This validation project is funded by the German Federal Ministry of Education and Research under the identifier VIP+ 03VP06431.
The members involved are based in Dresden, Germany.
Mutual synchronization at frequencies of 24 GHz and 60 GHz is validated against industrial standards, and the theoretical and circuit-design related solutions necessary are developed and designed.

In the current phase of the project we develop fully integrated BiCMOS phase-locked loop (PLL) oscillator nodes operating at 60GHz. Using these we set up networks of mutually delay-coupled PLLs. Using our current prototypes we validate robust synchronization of two PLLs at distances of up to 500 meters and operating at 24 GHz. In the following we set up a demonstrator of at least four PLLs at room scale to validate positioning with precision in the millimeter to centimeter regime. In the remaining time the scalability and modular nature of such mutual synchronization implementations will be validated.

In parallel we continuously develop the theoretical tools necessary to unravel the essential properties of synchronization in networks of mutually delay-coupled oscillators. This includes the development of analytic and numerical tools to study, characterize and risk-asses the stability of synchronized states with respect to large perturbations, node failure, temperature-drifts, and oscillator component heterogeneity.
Furthermore we actively work on precisely connecting the theoretical approaches from electrical engineering transfer-functions and dynamical systems theory. From this we deduce design templates from an electrical engineering point of view.

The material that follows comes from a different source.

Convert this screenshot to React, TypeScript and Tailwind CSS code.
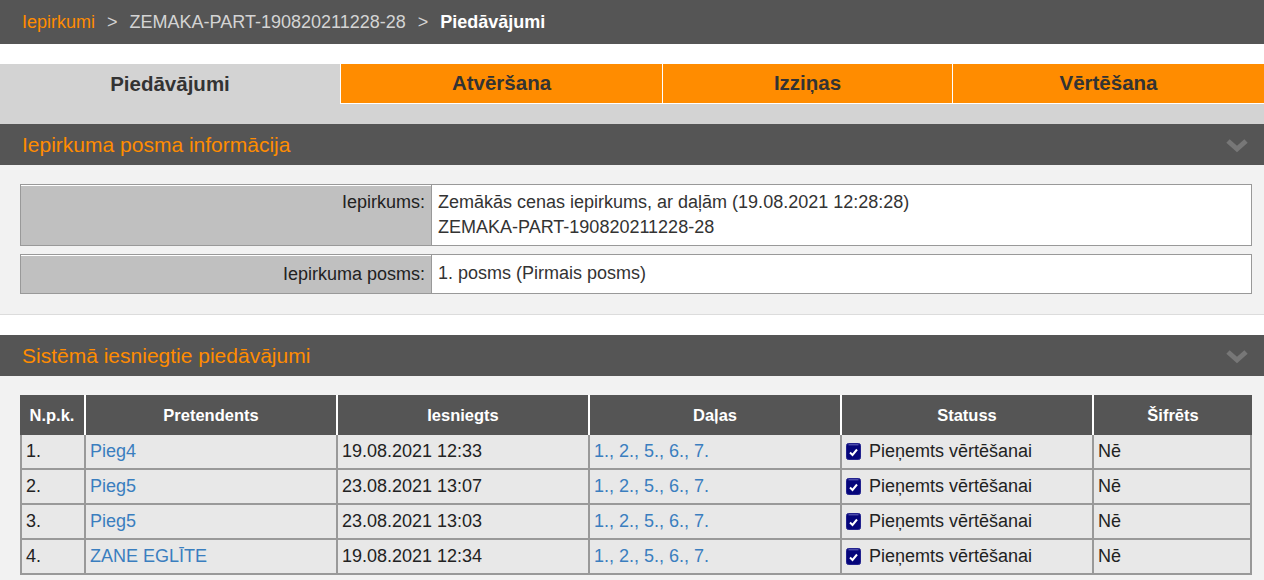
import React from "react";

const rows = [
  { n: "1.", name: "Pieg4", date: "19.08.2021 12:33" },
  { n: "2.", name: "Pieg5", date: "23.08.2021 13:07" },
  { n: "3.", name: "Pieg5", date: "23.08.2021 13:03" },
  { n: "4.", name: "ZANE EGLĪTE", date: "19.08.2021 12:34" },
];

function Chevron() {
  return (
    <svg width="22" height="16" viewBox="0 0 22 16" className="shrink-0">
      <polyline
        points="2,4 11,12 20,4"
        fill="none"
        stroke="#777777"
        strokeWidth="5"
        strokeLinejoin="miter"
      />
    </svg>
  );
}

function CheckIcon() {
  return (
    <svg width="15" height="17" viewBox="0 0 15 17" className="mr-[8px] shrink-0">
      <rect x="0.5" y="0.5" width="14" height="16" rx="2" fill="#05057a" stroke="#22228e" />
      <path d="M2.5 1.8 H12.5" stroke="#6a6ac0" strokeWidth="1" />
      <path d="M4 9.5 L6.5 12 L11 6.5" fill="none" stroke="#fff" strokeWidth="2" />
    </svg>
  );
}

function SectionHeader({ title }: { title: string }) {
  return (
    <div className="flex h-[41px] items-center justify-between bg-[#555555] pl-[22px] pr-[16px]">
      <span className="text-[21px] text-[#ff8c00]">{title}</span>
      <Chevron />
    </div>
  );
}

export default function App() {
  return (
    <div className="min-h-[580px] bg-white font-['Liberation_Sans',Arial,sans-serif] text-[18px] text-[#222]">
      {/* breadcrumb */}
      <div className="flex h-[44px] items-center bg-[#555555] px-[22px] text-[#d4d4d4]">
        <span className="text-[#ff8c00]">Iepirkumi</span>
        <span className="mx-[12px]">&gt;</span>
        <span>ZEMAKA-PART-190820211228-28</span>
        <span className="mx-[12px]">&gt;</span>
        <span className="font-bold text-white">Piedāvājumi</span>
      </div>

      {/* tabs */}
      <div className="mt-[20px] bg-[#d3d3d3] pb-[20px]">
        <div className="flex h-[40px] text-[20.5px] font-bold text-[#333]">
          <div className="flex w-[340px] items-center justify-center">Piedāvājumi</div>
          <div className="flex w-[322px] items-center justify-center border-b border-l border-white bg-[#ff8c00]">
            Atvēršana
          </div>
          <div className="flex w-[290px] items-center justify-center border-b border-l border-white bg-[#ff8c00]">
            Izziņas
          </div>
          <div className="flex flex-1 items-center justify-center border-b border-l border-white bg-[#ff8c00]">
            Vērtēšana
          </div>
        </div>
      </div>

      {/* section 1 */}
      <SectionHeader title="Iepirkuma posma informācija" />
      <div className="border-b border-[#dcdcdc] bg-[#f2f2f2] pb-[20px] pl-[20px] pr-[12px] pt-[19px] text-[#333]">
        <div className="flex flex-col gap-[8px] leading-[25px]">
          <div className="flex border border-[#999]">
            <div className="w-[410px] shrink-0 border-t border-white bg-[#c0c0c0] px-[6px] py-[4px] text-right text-[#222]">
              Iepirkums:
            </div>
            <div className="flex-1 border-l border-[#999] bg-white px-[6px] py-[5px]">
              <div>Zemākās cenas iepirkums, ar daļām (19.08.2021 12:28:28)</div>
              <div>ZEMAKA-PART-190820211228-28</div>
            </div>
          </div>
          <div className="flex border border-[#999]">
            <div className="w-[410px] shrink-0 border-t border-white bg-[#c0c0c0] px-[6px] py-[6px] text-right text-[#222]">
              Iepirkuma posms:
            </div>
            <div className="flex-1 border-l border-[#999] bg-white px-[6px] py-[6px]">
              1. posms (Pirmais posms)
            </div>
          </div>
        </div>
      </div>

      <div className="h-[20px] bg-white" />

      {/* section 2 */}
      <SectionHeader title="Sistēmā iesniegtie piedāvājumi" />
      <div className="bg-[#f2f2f2] px-[20px] pb-[20px] pt-[19px]">
        <table className="w-[1232px] table-fixed border-separate border-spacing-0">
          <colgroup>
            <col className="w-[66px]" />
            <col className="w-[252px]" />
            <col className="w-[252px]" />
            <col className="w-[252px]" />
            <col className="w-[252px]" />
            <col className="w-[158px]" />
          </colgroup>
          <thead>
            <tr className="h-[40px] bg-[#555555] text-[16.5px] font-bold text-white">
              <th className="border-r-2 border-white">N.p.k.</th>
              <th className="border-r-2 border-white">Pretendents</th>
              <th className="border-r-2 border-white">Iesniegts</th>
              <th className="border-r-2 border-white">Daļas</th>
              <th className="border-r-2 border-white">Statuss</th>
              <th>Šifrēts</th>
            </tr>
          </thead>
          <tbody>
            {rows.map((r, i) => (
              <tr key={i} className="h-[35px] bg-[#e8e8e8]">
                <td className="border-b-2 border-l-2 border-r-2 border-[#999] px-[4px]">{r.n}</td>
                <td className="border-b-2 border-r-2 border-[#999] px-[4px] text-[#3a7ebf]">{r.name}</td>
                <td className="border-b-2 border-r-2 border-[#999] px-[4px]">{r.date}</td>
                <td className="border-b-2 border-r-2 border-[#999] px-[4px] text-[#3a7ebf]">
                  1., 2., 5., 6., 7.
                </td>
                <td className="border-b-2 border-r-2 border-[#999] px-[4px]">
                  <div className="flex items-center">
                    <CheckIcon />
                    Pieņemts vērtēšanai
                  </div>
                </td>
                <td className="border-b-2 border-r-2 border-[#999] px-[4px]">Nē</td>
              </tr>
            ))}
          </tbody>
        </table>
      </div>
    </div>
  );
}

Illustration of the rich dynamics that can be observed in systems of mutually delay-coupled oscillators, Fig.1 shows a basin stability plot for a system of three oscillators delay-coupled in a ring topology. With such plots the robustness of a synchronized state to large perturbations in such systems can be analyzed. This then determines the regimes in which the system can reliably operate.

Fig. 1: Stability of in-phase synchronized state with respect to large perturbations. The axis show the phase-differences between the oscillators directly after an instantaneous perturbation to the synchronized system. The color code in turn represents whether or not the network was able to form a synchronized state given a perturbation as represented by the axis. Dark red regions, equal to an order parameter of 1, represent perturbations that did not lead to loss of synchrony.

Working towards the combination of hierarchical and mutual synchronization we currently validate our theoretical models for the entrainment of mutually-coupled PLL systems in experiments in which the signaling time-delays can be controlled. Parameter plot Fig. 2 shows in color, as a function of the reference frequency and the time-delay between the two mutually coupled oscillators, where a self-organized synchronized state can be entrained by an external reference.

Fig. 2: Stability of entrained system of mutually delay-coupled phase-locked loops.